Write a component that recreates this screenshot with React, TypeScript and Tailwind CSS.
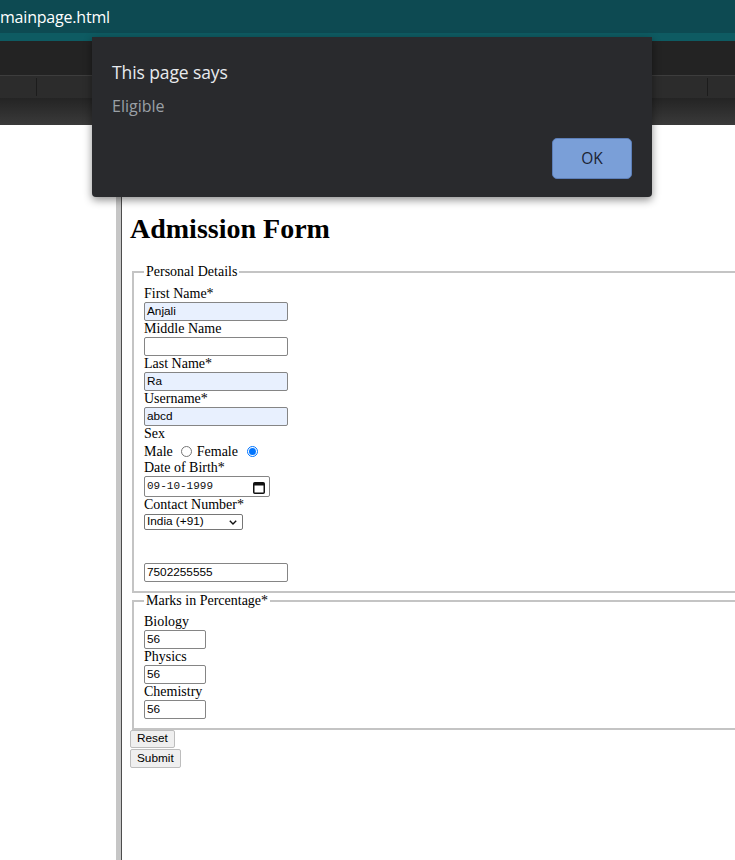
import React from "react";

const serif = "font-['Liberation_Serif','Times_New_Roman',serif]";

function Label({ children }: { children: React.ReactNode }) {
  return <div className="h-[16px] leading-[16px] whitespace-nowrap">{children}</div>;
}

function TextBox({ value, filled, narrow }: { value?: string; filled?: boolean; narrow?: boolean }) {
  return (
    <div
      className={`h-[19px] ${narrow ? "w-[62px]" : "w-[144px]"} border border-[#858585] rounded-[2px] px-[2px] text-[11.8px] leading-[17px] text-black font-['Liberation_Sans',Arial,sans-serif] ${filled ? "bg-[#e8f0fe]" : "bg-white"}`}
    >
      {value}
    </div>
  );
}

function Legend({ children }: { children: React.ReactNode }) {
  return <legend className="px-[2px] leading-[16px]">{children}</legend>;
}

export default function App() {
  return (
    <div className={`relative w-[735px] h-[860px] overflow-hidden bg-white`}>
      {/* browser chrome */}
      <div className="h-[33px] bg-[#0d4a52] flex items-center text-white text-[16px] font-['Open_Sans',sans-serif] leading-none tracking-[-0.2px]">
        mainpage.html
      </div>
      <div className="h-[8px] bg-[#0e5b62]" />
      <div className="h-[34px] bg-[#232323]" />
      <div className="h-px bg-[#3d3d3d]" />
      <div className="h-[22px] bg-[#2c2c2c] flex items-center">
        <div className="w-[36px]" />
        <div className="w-px h-[18px] bg-[#1c1c1c]" />
        <div className="flex-1" />
        <div className="w-px h-[18px] bg-[#1c1c1c]" />
        <div className="w-[27px]" />
      </div>
      <div className="h-[27px] bg-gradient-to-b from-[#242424] to-[#3a3a3a]" />

      {/* page */}
      <div className="flex h-[735px]">
        <div className="w-[116px] shrink-0 bg-white" />
        <div className="w-[5px] shrink-0 bg-[#c6c6c6]" />
        <div className="w-px shrink-0 bg-[#4d4d4d]" />
        <div className={`w-[700px] shrink-0 pl-[8px] pt-[88px] text-[14px] text-black ${serif}`}>
          <h1 className="text-[28px] font-bold leading-[32px] mb-[19px]">Admission Form</h1>

          <fieldset className="mx-[2px] [border:2px_solid_#c4c4c4] px-[10px] pt-[6px] pb-[9px]">
            <Legend>Personal Details</Legend>
            <Label>First Name*</Label>
            <TextBox value="Anjali" filled />
            <Label>Middle Name</Label>
            <TextBox />
            <Label>Last Name*</Label>
            <TextBox value="Ra" filled />
            <Label>Username*</Label>
            <TextBox value="abcd" filled />
            <Label>Sex</Label>
            <div className="h-[18px] flex items-center">
              <span>Male</span>
              <span className="ml-[8px] w-[11px] h-[11px] rounded-full border border-[#767676] bg-white" />
              <span className="ml-[5px]">Female</span>
              <span className="ml-[9px] w-[11px] h-[11px] rounded-full border border-[#0075ff] p-[1px] bg-white flex">
                <span className="w-full h-full rounded-full bg-[#0075ff]" />
              </span>
            </div>
            <Label>Date of Birth*</Label>
            <div className="h-[21px] w-[126px] border border-[#858585] rounded-[2px] bg-white flex items-center justify-between pl-[2px] pr-[4px]">
              <span className="text-[11px] leading-none font-['Liberation_Mono','Courier_New',monospace] text-[#111]">09-10-1999</span>
              <svg width="12" height="13" viewBox="0 0 12 13" className="mt-[1px]">
                <rect x="0.75" y="1.75" width="10.5" height="10.5" rx="1" fill="none" stroke="#111" strokeWidth="1.5" />
                <rect x="1" y="2" width="10" height="2.5" fill="#111" />
              </svg>
            </div>
            <Label>Contact Number*</Label>
            <div className="mt-[1px] h-[16px] w-[99px] border border-[#767676] rounded-[2px] bg-white flex items-center justify-between pl-[2px] pr-[5px] text-[11.8px] leading-none font-['Liberation_Sans',Arial,sans-serif]">
              <span>India (+91)</span>
              <svg width="8" height="5" viewBox="0 0 8 5">
                <path d="M0.8 0.8 L4 4 L7.2 0.8" fill="none" stroke="#111" strokeWidth="1.4" />
              </svg>
            </div>
            <div className="h-[33px]" />
            <TextBox value="7502255555" />
          </fieldset>

          <fieldset className="mx-[2px] [border:2px_solid_#c4c4c4] px-[10px] pt-[5px] pb-[9px]">
            <Legend>Marks in Percentage*</Legend>
            <Label>Biology</Label>
            <TextBox value="56" narrow />
            <Label>Physics</Label>
            <TextBox value="56" narrow />
            <Label>Chemistry</Label>
            <TextBox value="56" narrow />
          </fieldset>

          <div className="flex flex-col items-start font-['Liberation_Sans',Arial,sans-serif] text-[11.8px]">
            <div className="h-[18px] px-[6px] border border-[#bdbdbd] rounded-[2px] bg-[#efefef] flex items-center leading-none">Reset</div>
            <div className="mt-[1px] h-[19px] px-[6px] border border-[#bdbdbd] rounded-[2px] bg-[#efefef] flex items-center leading-none">Submit</div>
          </div>
        </div>
      </div>

      {/* alert dialog */}
      <div className="absolute left-[92px] top-[37px] w-[560px] h-[160px] bg-[#292a2d] rounded-b-[4px] shadow-[0_3px_8px_rgba(0,0,0,0.45)] pl-[20px] pr-[20px] pt-[23px] font-['Open_Sans',sans-serif]">
        <div className="text-[17.5px] leading-[24px] text-[#e8eaed] tracking-[-0.1px]">This page says</div>
        <div className="mt-[12px] text-[16px] leading-[20px] text-[#9aa0a6]">Eligible</div>
        <div className="flex justify-end mt-[22px]">
          <div className="w-[80px] h-[41px] rounded-[5px] bg-[#7a9fd8] border border-[#5d7fb8] flex items-center justify-center text-[15.5px] text-[#1a2333]">
            OK
          </div>
        </div>
      </div>
    </div>
  );
}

• _TASK BRIEF_
Transcribe the whole listing exactly. Pictures are excluded.

• _OUTPUT OF THE EXERCISE_
Write a component that recreates this screenshot with React, TypeScript and Tailwind CSS.
import React from "react";

const serif = "font-['Liberation_Serif','Times_New_Roman',serif]";

function Label({ children }: { children: React.ReactNode }) {
  return <div className="h-[16px] leading-[16px] whitespace-nowrap">{children}</div>;
}

function TextBox({ value, filled, narrow }: { value?: string; filled?: boolean; narrow?: boolean }) {
  return (
    <div
      className={`h-[19px] ${narrow ? "w-[62px]" : "w-[144px]"} border border-[#858585] rounded-[2px] px-[2px] text-[11.8px] leading-[17px] text-black font-['Liberation_Sans',Arial,sans-serif] ${filled ? "bg-[#e8f0fe]" : "bg-white"}`}
    >
      {value}
    </div>
  );
}

function Legend({ children }: { children: React.ReactNode }) {
  return <legend className="px-[2px] leading-[16px]">{children}</legend>;
}

export default function App() {
  return (
    <div className={`relative w-[735px] h-[860px] overflow-hidden bg-white`}>
      {/* browser chrome */}
      <div className="h-[33px] bg-[#0d4a52] flex items-center text-white text-[16px] font-['Open_Sans',sans-serif] leading-none tracking-[-0.2px]">
        mainpage.html
      </div>
      <div className="h-[8px] bg-[#0e5b62]" />
      <div className="h-[34px] bg-[#232323]" />
      <div className="h-px bg-[#3d3d3d]" />
      <div className="h-[22px] bg-[#2c2c2c] flex items-center">
        <div className="w-[36px]" />
        <div className="w-px h-[18px] bg-[#1c1c1c]" />
        <div className="flex-1" />
        <div className="w-px h-[18px] bg-[#1c1c1c]" />
        <div className="w-[27px]" />
      </div>
      <div className="h-[27px] bg-gradient-to-b from-[#242424] to-[#3a3a3a]" />

      {/* page */}
      <div className="flex h-[735px]">
        <div className="w-[116px] shrink-0 bg-white" />
        <div className="w-[5px] shrink-0 bg-[#c6c6c6]" />
        <div className="w-px shrink-0 bg-[#4d4d4d]" />
        <div className={`w-[700px] shrink-0 pl-[8px] pt-[88px] text-[14px] text-black ${serif}`}>
          <h1 className="text-[28px] font-bold leading-[32px] mb-[19px]">Admission Form</h1>

          <fieldset className="mx-[2px] [border:2px_solid_#c4c4c4] px-[10px] pt-[6px] pb-[9px]">
            <Legend>Personal Details</Legend>
            <Label>First Name*</Label>
            <TextBox value="Anjali" filled />
            <Label>Middle Name</Label>
            <TextBox />
            <Label>Last Name*</Label>
            <TextBox value="Ra" filled />
            <Label>Username*</Label>
            <TextBox value="abcd" filled />
            <Label>Sex</Label>
            <div className="h-[18px] flex items-center">
              <span>Male</span>
              <span className="ml-[8px] w-[11px] h-[11px] rounded-full border border-[#767676] bg-white" />
              <span className="ml-[5px]">Female</span>
              <span className="ml-[9px] w-[11px] h-[11px] rounded-full border border-[#0075ff] p-[1px] bg-white flex">
                <span className="w-full h-full rounded-full bg-[#0075ff]" />
              </span>
            </div>
            <Label>Date of Birth*</Label>
            <div className="h-[21px] w-[126px] border border-[#858585] rounded-[2px] bg-white flex items-center justify-between pl-[2px] pr-[4px]">
              <span className="text-[11px] leading-none font-['Liberation_Mono','Courier_New',monospace] text-[#111]">09-10-1999</span>
              <svg width="12" height="13" viewBox="0 0 12 13" className="mt-[1px]">
                <rect x="0.75" y="1.75" width="10.5" height="10.5" rx="1" fill="none" stroke="#111" strokeWidth="1.5" />
                <rect x="1" y="2" width="10" height="2.5" fill="#111" />
              </svg>
            </div>
            <Label>Contact Number*</Label>
            <div className="mt-[1px] h-[16px] w-[99px] border border-[#767676] rounded-[2px] bg-white flex items-center justify-between pl-[2px] pr-[5px] text-[11.8px] leading-none font-['Liberation_Sans',Arial,sans-serif]">
              <span>India (+91)</span>
              <svg width="8" height="5" viewBox="0 0 8 5">
                <path d="M0.8 0.8 L4 4 L7.2 0.8" fill="none" stroke="#111" strokeWidth="1.4" />
              </svg>
            </div>
            <div className="h-[33px]" />
            <TextBox value="7502255555" />
          </fieldset>

          <fieldset className="mx-[2px] [border:2px_solid_#c4c4c4] px-[10px] pt-[5px] pb-[9px]">
            <Legend>Marks in Percentage*</Legend>
            <Label>Biology</Label>
            <TextBox value="56" narrow />
            <Label>Physics</Label>
            <TextBox value="56" narrow />
            <Label>Chemistry</Label>
            <TextBox value="56" narrow />
          </fieldset>

          <div className="flex flex-col items-start font-['Liberation_Sans',Arial,sans-serif] text-[11.8px]">
            <div className="h-[18px] px-[6px] border border-[#bdbdbd] rounded-[2px] bg-[#efefef] flex items-center leading-none">Reset</div>
            <div className="mt-[1px] h-[19px] px-[6px] border border-[#bdbdbd] rounded-[2px] bg-[#efefef] flex items-center leading-none">Submit</div>
          </div>
        </div>
      </div>

      {/* alert dialog */}
      <div className="absolute left-[92px] top-[37px] w-[560px] h-[160px] bg-[#292a2d] rounded-b-[4px] shadow-[0_3px_8px_rgba(0,0,0,0.45)] pl-[20px] pr-[20px] pt-[23px] font-['Open_Sans',sans-serif]">
        <div className="text-[17.5px] leading-[24px] text-[#e8eaed] tracking-[-0.1px]">This page says</div>
        <div className="mt-[12px] text-[16px] leading-[20px] text-[#9aa0a6]">Eligible</div>
        <div className="flex justify-end mt-[22px]">
          <div className="w-[80px] h-[41px] rounded-[5px] bg-[#7a9fd8] border border-[#5d7fb8] flex items-center justify-center text-[15.5px] text-[#1a2333]">
            OK
          </div>
        </div>
      </div>
    </div>
  );
}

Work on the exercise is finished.